Here are some things I’d recommend any person consider as they think and pray through this decision. Maybe one or two of them will strike you as helpful:
Who do I want to minister to in my professional life? (Christians? Other worldviews? Both?)
What kind of colleagues do I want in my professional life? (Christians? Other worldviews? Both?)
What is the opportunity cost of this choice? (If I say yes to this set of opportunities, what set of opportunities am I naturally saying no to?)
Has God provided me with consistent leading, direction, or encouragement in a particular direction? (How did I get to where I am right now?)
What scares me most about this choice? What does God say about those fears when I bring them to Him?
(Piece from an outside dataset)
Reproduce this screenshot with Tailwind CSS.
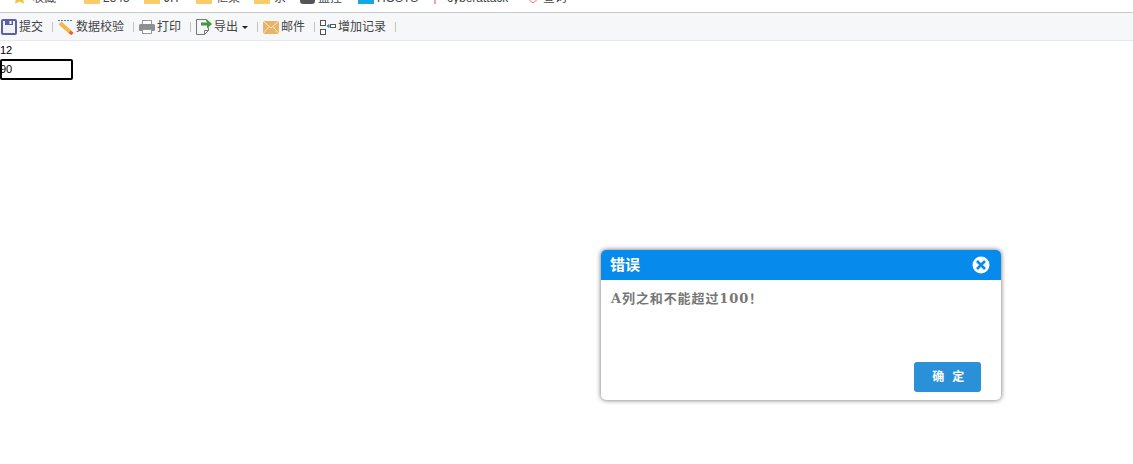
<!DOCTYPE html>
<html lang="en">
<head>
  <meta charset="UTF-8">
  <title>Report</title>
  <script src="https://cdn.jsdelivr.net/npm/@tailwindcss/browser@4"></script>
</head>
<body class="relative h-[464px] w-[1133px] overflow-hidden bg-white font-['Liberation_Sans','Noto_Sans_CJK_SC',sans-serif]">
  <!-- browser bookmarks bar, cut off at the top -->
  <div class="h-[13px] border-b border-[#c9c9c9] bg-white">
    <div class="flex h-[4px] items-end overflow-hidden whitespace-nowrap text-[12px] leading-[12px] text-[#444]">
      <svg class="ml-[12px] shrink-0" width="15" height="14" viewBox="0 0 15 14"><path d="M7.500 0l2.200 4.600 5 .7-3.600 3.500.9 5-4.500-2.400L3 13.800l.9-5L.3 5.300l5-.7z" fill="#f5c044"/></svg>
      <span class="ml-[5px] w-[23px] shrink-0">收藏</span>
      <svg class="ml-[29px] shrink-0" width="16" height="12" viewBox="0 0 16 12"><rect width="16" height="12" rx="1" fill="#fbcb66"/></svg>
      <span class="ml-[3px] w-[25px] shrink-0">2345</span>
      <svg class="ml-[16px] shrink-0" width="16" height="12" viewBox="0 0 16 12"><rect width="16" height="12" rx="1" fill="#fbcb66"/></svg>
      <span class="ml-[4px] w-[16px] shrink-0">JIT</span>
      <svg class="ml-[16px] shrink-0" width="16" height="12" viewBox="0 0 16 12"><rect width="16" height="12" rx="1" fill="#fbcb66"/></svg>
      <span class="ml-[4px] w-[22px] shrink-0">框架</span>
      <svg class="ml-[16px] shrink-0" width="16" height="12" viewBox="0 0 16 12"><rect width="16" height="12" rx="1" fill="#fbcb66"/></svg>
      <span class="ml-[4px] w-[10px] shrink-0">系</span>
      <svg class="ml-[16px] shrink-0" width="15" height="12" viewBox="0 0 15 12"><rect width="15" height="12" rx="3" fill="#555"/><circle cx="7.500" cy="5" r="3" fill="#ccc"/></svg>
      <span class="ml-[3px] w-[25px] shrink-0">监控</span>
      <svg class="ml-[15px] shrink-0" width="16" height="12" viewBox="0 0 16 12"><rect width="16" height="12" fill="#12a9e2"/></svg>
      <span class="ml-[3px] w-[36px] shrink-0">HOSTS</span>
      <svg class="ml-[20px] shrink-0" width="4" height="6" viewBox="0 0 4 6"><path d="M2 0v6" stroke="#d9534f" stroke-width="1"/></svg>
      <span class="ml-[10px] w-[63px] shrink-0">cyberattack</span>
      <svg class="ml-[16px] shrink-0" width="14" height="12" viewBox="0 0 14 12"><path d="M1 1h12v5l-6 5-6-5z" fill="#fff" stroke="#ef7a72"/></svg>
      <span class="ml-[3px] w-[25px] shrink-0">查询</span>
    </div>
  </div>

  <!-- toolbar -->
  <div class="flex h-[28px] items-center border-b border-[#e8e8e8] bg-[#f6f7f9] pt-[1px] text-[12px] leading-[16px] text-[#444]">
    <div class="flex items-center gap-[2px] pl-[1px]">
      <svg width="16" height="16" viewBox="0 0 16 16"><rect x="1" y="1" width="14" height="14" rx="1" fill="#f1f1f8" stroke="#5b5fa8" stroke-width="2"/><rect x="4" y="1" width="8" height="5" fill="#5b5fa8"/><rect x="8.500" y="2" width="2" height="3" fill="#fff"/></svg>
      <span>提交</span>
    </div>
    <span class="ml-[9px] mr-[5px] h-[10px] w-px bg-[#c4c4c4]"></span>
    <div class="flex items-center gap-[2px]">
      <svg width="16" height="16" viewBox="0 0 16 16"><path d="M0 1.500h15" stroke="#3a7bd5" stroke-dasharray="2 1"/><path d="M2 4l9.500 8.500" stroke="#f2b84d" stroke-width="4"/><path d="M11.500 12.500l3 2.500" stroke="#e8663a" stroke-width="3.500"/></svg>
      <span>数据校验</span>
    </div>
    <span class="ml-[9px] mr-[5px] h-[10px] w-px bg-[#c4c4c4]"></span>
    <div class="flex items-center gap-[2px]">
      <svg width="16" height="16" viewBox="0 0 16 16"><rect x="3.500" y="1.500" width="9" height="4" fill="#fff" stroke="#999"/><rect x="0" y="5" width="16" height="7" rx="1.500" fill="#8e8e8e"/><rect x="3.500" y="10.500" width="9" height="4" fill="#fff" stroke="#999"/></svg>
      <span>打印</span>
    </div>
    <span class="ml-[9px] mr-[5px] h-[10px] w-px bg-[#c4c4c4]"></span>
    <div class="flex items-center gap-[2px]">
      <svg width="16" height="16" viewBox="0 0 16 16"><path d="M10.500 2.500v-2h-10v15h8l4-4v-3M8.500 15.500v-4h4" fill="none" stroke="#777"/><path d="M5 3.500h6V.5l5 4.500-5 4.500v-3H5z" fill="#3f9a3f"/></svg>
      <span>导出</span>
      <span class="ml-[2px] h-0 w-0 border-x-[3px] border-t-[3px] border-x-transparent border-t-[#222]"></span>
    </div>
    <span class="ml-[9px] mr-[5px] h-[10px] w-px bg-[#c4c4c4]"></span>
    <div class="flex items-center gap-[2px]">
      <svg width="16" height="13" viewBox="0 0 16 13"><rect width="16" height="13" fill="#e9b368"/><path d="M0 0l8 7 8-7M0 13l6-7.500M16 13l-6-7.500" fill="none" stroke="#fff" stroke-opacity="0.7"/></svg>
      <span>邮件</span>
    </div>
    <span class="ml-[9px] mr-[5px] h-[10px] w-px bg-[#c4c4c4]"></span>
    <div class="flex items-center gap-[2px]">
      <svg width="16" height="15" viewBox="0 0 16 15"><rect x=".5" y=".5" width="5" height="5" fill="#fff" stroke="#555"/><rect x=".5" y="9.500" width="5" height="5" fill="#fff" stroke="#555"/><path d="M10.500 6h-3M9 4.500L7 6l2 1.500z" fill="#3a8fe0" stroke="#3a8fe0"/><rect x="10.500" y="4.500" width="5" height="3" fill="#fff" stroke="#555"/></svg>
      <span>增加记录</span>
    </div>
    <span class="ml-[9px] h-[10px] w-px bg-[#c4c4c4]"></span>
  </div>

  <!-- sheet cells -->
  <div class="h-[18px] pt-[1px] text-[11px] leading-[16px] text-black">12</div>
  <div class="h-[21px] w-[73px] rounded-[2px] border-2 border-black text-[11px] leading-[17px] text-black"><span class="-ml-[2px] block">90</span></div>

  <!-- error dialog over the page -->
  <div class="absolute left-[601px] top-[250px] h-[150px] w-[400px] overflow-hidden rounded-[5px] bg-white shadow-[0_0_5px_rgba(0,0,0,0.6)]">
    <div class="flex h-[30px] items-center justify-between bg-[#068bec] pl-[9px] pr-[11px]">
      <span class="font-['DejaVu_Serif','Noto_Sans_CJK_SC',serif] text-[15px] font-bold text-white">错误</span>
      <svg width="18" height="18" viewBox="0 0 18 18"><circle cx="9" cy="9" r="8.500" fill="#fff"/><path d="M5 5l8 8M13 5l-8 8" stroke="#068bec" stroke-width="2.600"/></svg>
    </div>
    <p class="pl-[10px] pt-[10px] font-['DejaVu_Serif','Noto_Sans_CJK_SC',serif] text-[13px] font-bold leading-[18px] tracking-[0.9px] text-[#777]">A列之和不能超过100！</p>
    <button class="absolute bottom-[8px] right-[20px] h-[30px] w-[67px] rounded-[3px] bg-[#2a90d8] pl-[2px] text-[12px] font-bold tracking-[0.5px] text-white">确&nbsp;&nbsp;定</button>
  </div>
</body>
</html>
What excites or interests me most about this choice? What does God say about those desires when I bring them to Him?
What do the trusted people in my life say?
I’m sure all of those things are already in your thoughts and prayers. You have a much better sense of those lines than I would, but I’ll be praying that you get a sense of God’s desires for you in each of those areas. Most importantly I’ll be praying that God brings trusted people into your life who can give you good advice, with a knowledge both of you and of what you want to do with the resources and opportunities God’s given you to steward. This is the time to seek wisdom from those you trust and apply it.
A final word of encouragement: I think that God cares more about how you make this choice than He does about the actual choice you make. If you are faithfully pursuing Him and if you take your next steps in faith, with the desire to be with Him, then I have great confidence that He will make good out of anything you choose. Take courage in that, and don’t get trapped by analysis paralysis or your inability to predict the future. It’s quite possible that there actually is no wrong answer here. If you stay close to Him through prayer and reading the word, and make your choice with a clear conscience, I think you’ve been faithful in the choice.